Today I feel that my joints are stabilizing due to the fact that they are healing and I can feel that thickening sensation which is really unexplainable really. So to sum it all up the pains in my joints are considerably reduced thanks to my enduring efforts tin taking my medicine.
I am that close to giving up my medicine because of its untolerable effects. The only driving force for me is that the healing of my joints and it is a very big issue for me because healing my bones does give me a better sense of well-being but in the other hand my living situation is greatly altered as I cannot eat normally.
I think that the only better solution if I wanted to continue my medicine is that I would switch to peritoneal dialysis which my mother doesn't approve and they just believe that it will not be viable for my condition. They believe that I will be susceptible to infection which is true but again it will make my life better in the other hand.
Transplant is the best option of all, it will make my body balance the imbalances within but I do not know if it will be possible for my condition but maybe it might if I have the will and the means necessary for it to get realized, so that option is still open for me.
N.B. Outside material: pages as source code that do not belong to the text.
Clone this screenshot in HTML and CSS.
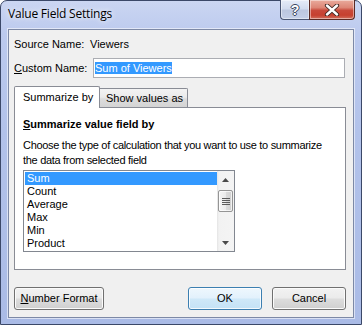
FILE: index.html
```html
<!DOCTYPE html>
<html>
<head>
<meta charset="utf-8">
<title>Value Field Settings</title>
<link rel="stylesheet" href="styles.css">
</head>
<body>
<div class="window">
  <div class="titlebar">
    <span class="title">Value Field Settings</span>
    <div class="caption-btns">
      <div class="cap help"><span class="q">?</span></div>
      <div class="cap close">
        <svg width="16" height="12" viewBox="0 0 16 12"><path d="M3 1.5 L13 10.5 M13 1.5 L3 10.5" stroke="#3a2420" stroke-width="4.2" stroke-linecap="round" fill="none"/><path d="M3 1.5 L13 10.5 M13 1.5 L3 10.5" stroke="#ffffff" stroke-width="2.4" stroke-linecap="round" fill="none"/></svg>
      </div>
    </div>
  </div>
  <div class="client">
    <div class="row source"><span class="lbl-source">Source Name:</span><span>Viewers</span></div>
    <div class="row custom"><span class="lbl-custom"><u>C</u>ustom Name:</span><div class="input"><span class="sel">Sum of Viewers</span></div></div>
    <div class="tabs">
      <div class="tab active">Summarize by</div>
      <div class="tab inactive">Show values as</div>
    </div>
    <div class="panel">
      <div class="heading"><u>S</u>ummarize value field by</div>
      <p class="desc">Choose the type of calculation that you want to use to summarize<br>the data from selected field</p>
      <div class="listbox">
        <ul class="items">
          <li class="selected">Sum</li>
          <li>Count</li>
          <li>Average</li>
          <li>Max</li>
          <li>Min</li>
          <li>Product</li>
        </ul>
        <div class="scrollbar">
          <div class="sb-btn"><svg width="7" height="4" viewBox="0 0 7 4"><path d="M0 4 L3.5 0 L7 4 Z" fill="#4a4a4a"/></svg></div>
          <div class="thumb"><svg width="8" height="7" viewBox="0 0 8 7"><path d="M0 0.5H8M0 2.5H8M0 4.5H8M0 6.5H8" stroke="#5a5a5a" stroke-width="1"/></svg></div>
          <div class="sb-btn down"><svg width="7" height="4" viewBox="0 0 7 4"><path d="M0 0 L7 0 L3.5 4 Z" fill="#4a4a4a"/></svg></div>
        </div>
      </div>
    </div>
    <div class="buttons">
      <button class="btn numfmt"><u>N</u>umber Format</button>
      <button class="btn ok">OK</button>
      <button class="btn cancel">Cancel</button>
    </div>
  </div>
</div>
</body>
</html>
```
FILE: styles.css
```css
* { box-sizing: border-box; }
html, body { margin: 0; padding: 0; }
body {
  width: 362px;
  height: 325px;
  overflow: hidden;
  background: #ffffff;
  font-family: "Liberation Sans", Arial, sans-serif;
  font-size: 11px;
  color: #000;
}
.window {
  width: 362px;
  height: 325px;
  border: 1px solid #3b4868;
  border-radius: 7px 7px 0 0;
  background: linear-gradient(180deg, #cbd6f2 0%, #bccaee 10%, #b2c2ea 40%, #aabbe6 100%);
  display: flex;
  flex-direction: column;
}
.titlebar {
  height: 28px;
  flex: none;
  display: flex;
  align-items: flex-start;
  padding-left: 7px;
}
.title {
  font-family: "Open Sans", "Noto Sans", sans-serif;
  font-size: 12px;
  line-height: 16px;
  margin-top: 5px;
  letter-spacing: -0.2px;
  color: #000;
  text-shadow: 0 0 5px rgba(255,255,255,0.9), 0 0 9px rgba(255,255,255,0.6);
}
.caption-btns {
  margin-left: auto;
  margin-right: 6px;
  margin-top: -1px;
  display: flex;
}
.cap {
  height: 20px;
  display: flex;
  align-items: center;
  justify-content: center;
  border: 1px solid #4a5674;
  border-top: none;
  box-shadow: inset 0 0 0 1px rgba(255,255,255,0.45);
}
.help {
  width: 29px;
  border-right: none;
  border-radius: 0 0 0 4px;
  background: linear-gradient(180deg, #e6ecf8 0%, #d3dcef 45%, #bcc7e0 55%, #c4cfe8 100%);
}
.q {
  font-family: "Liberation Sans", Arial, sans-serif;
  font-weight: bold;
  font-size: 14px;
  line-height: 14px;
  color: #fff;
  text-shadow: -1px 0 #3b4660, 1px 0 #3b4660, 0 -1px #3b4660, 0 1px #3b4660;
}
.close {
  width: 46px;
  border-color: #5a2a24;
  border-radius: 0 0 4px 0;
  background: linear-gradient(180deg, #e9ab9d 0%, #dd8676 40%, #c8493a 55%, #c6402f 80%, #d0705e 100%);
}
.close svg { display: block; }

.client {
  flex: none;
  margin: 0 6px 0 7px;
  width: 346px;
  border: 1px solid #7d89a6;
  box-shadow: 0 0 0 1px rgba(255,255,255,0.55);
  background: #f0f0f0;
  padding: 8px 7px 7px 5px;
}
.row {
  display: flex;
  align-items: center;
  line-height: 13px;
}
.lbl-source { width: 76px; }
.custom { margin-top: 7px; height: 20px; }
.lbl-custom { width: 79px; }
.input {
  width: 252px;
  height: 20px;
  border: 1px solid #abadb3;
  background: #fff;
  padding: 2px 1px 0 1px;
}
.sel {
  display: inline-block;
  background: #3399ff;
  color: #fff;
  line-height: 12px;
  margin-top: 1px;
}
.tabs {
  margin-top: 8px;
  height: 21px;
  display: flex;
  align-items: flex-end;
  position: relative;
  z-index: 1;
}
.tab {
  border: 1px solid #898c95;
  border-bottom: none;
  line-height: 13px;
  white-space: nowrap;
}
.tab.active {
  width: 86px;
  height: 22px;
  margin-bottom: -1px;
  background: #fff;
  padding: 4px 0 0 8px;
  border-radius: 2px 2px 0 0;
  position: relative;
  z-index: 2;
}
.tab.inactive {
  width: 89px;
  height: 19px;
  margin-left: -1px;
  padding: 3px 0 0 6px;
  border-radius: 0 2px 0 0;
  background: linear-gradient(180deg, #f3f3f3 0%, #ebebeb 45%, #dcdcdc 55%, #d4d4d4 100%);
}
.panel {
  height: 163px;
  border: 1px solid #898c95;
  background: #fff;
  padding: 10px 8px 0 8px;
}
.heading {
  font-weight: bold;
  line-height: 13px;
}
.desc {
  margin: 7px 0 0 0;
  line-height: 15px;
  white-space: nowrap;
  letter-spacing: -0.3px;
}
.listbox {
  margin-top: 2px;
  width: 212px;
  height: 82px;
  border: 1px solid #828790;
  background: #fff;
  display: flex;
}
.items {
  list-style: none;
  margin: 0;
  padding: 1px 0 0 1px;
  flex: 1;
}
.items li {
  line-height: 13px;
  padding-left: 2px;
}
.items li.selected {
  background: #3399ff;
  color: #fff;
}
.scrollbar {
  width: 17px;
  display: flex;
  flex-direction: column;
  background: linear-gradient(90deg, #e4e4e4 0px, #f2f2f2 2px, #f4f4f4 100%);
}
.sb-btn {
  height: 17px;
  display: flex;
  align-items: center;
  justify-content: center;
}
.sb-btn svg { display: block; }
.sb-btn.down { margin-top: auto; }
.thumb {
  margin: 2px 1px 0 1px;
  height: 22px;
  border: 1px solid #959595;
  border-radius: 2px;
  background: linear-gradient(90deg, #f4f4f4 0%, #eaeaea 50%, #dadada 55%, #d0d0d0 100%);
  box-shadow: inset 0 0 0 1px rgba(255,255,255,0.7);
  display: flex;
  align-items: center;
  justify-content: center;
}
.thumb svg { display: block; }
.buttons {
  display: flex;
  margin-top: 17px;
  gap: 10px;
}
.btn {
  height: 23px;
  border: 1px solid #707070;
  border-radius: 3px;
  background: linear-gradient(180deg, #f2f2f2 0%, #ebebeb 48%, #dddddd 52%, #cfcfcf 100%);
  box-shadow: inset 0 0 0 1px #fbfbfb;
  font-family: "Liberation Sans", Arial, sans-serif;
  font-size: 11px;
  line-height: 13px;
  color: #000;
  padding: 0;
  text-align: center;
}
.numfmt { width: 90px; }
.ok {
  width: 74px;
  margin-left: auto;
  border-color: #3c7fb1;
  background: linear-gradient(180deg, #eef7fd 0%, #e2f1fc 48%, #cfe8f8 52%, #c4e2f6 100%);
  box-shadow: inset 0 0 0 1px rgba(255,255,255,0.8);
}
.cancel { width: 74px; }
```
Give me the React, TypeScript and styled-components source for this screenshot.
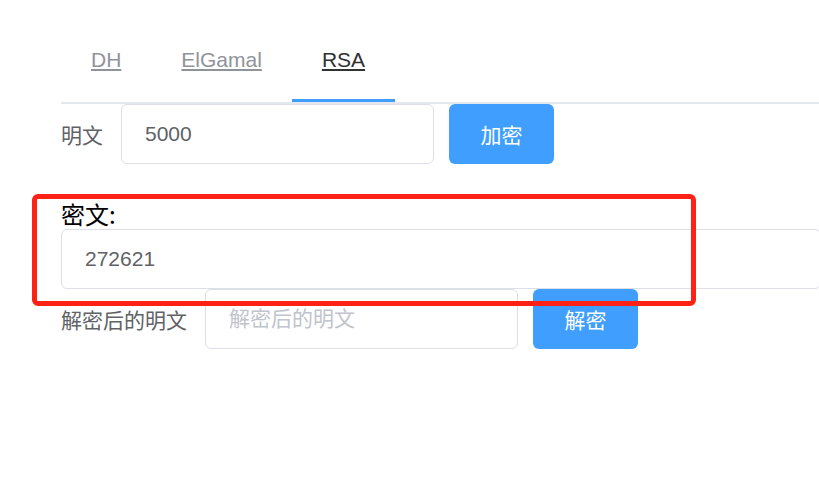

My plans just needs good funding and I am doing my best to save as much funds as I can by the help of steemit community so that as soon as I have the means for it all I will just head by the doctor of my choice and let them know what I wanted for my body.
I am ready for what the doctors would tell me but I know that there are doctors out there that can offer help without saying no the moment they see my condition. I can take the risks and afterall life is a risk anyway and I have nothing to lose at this point.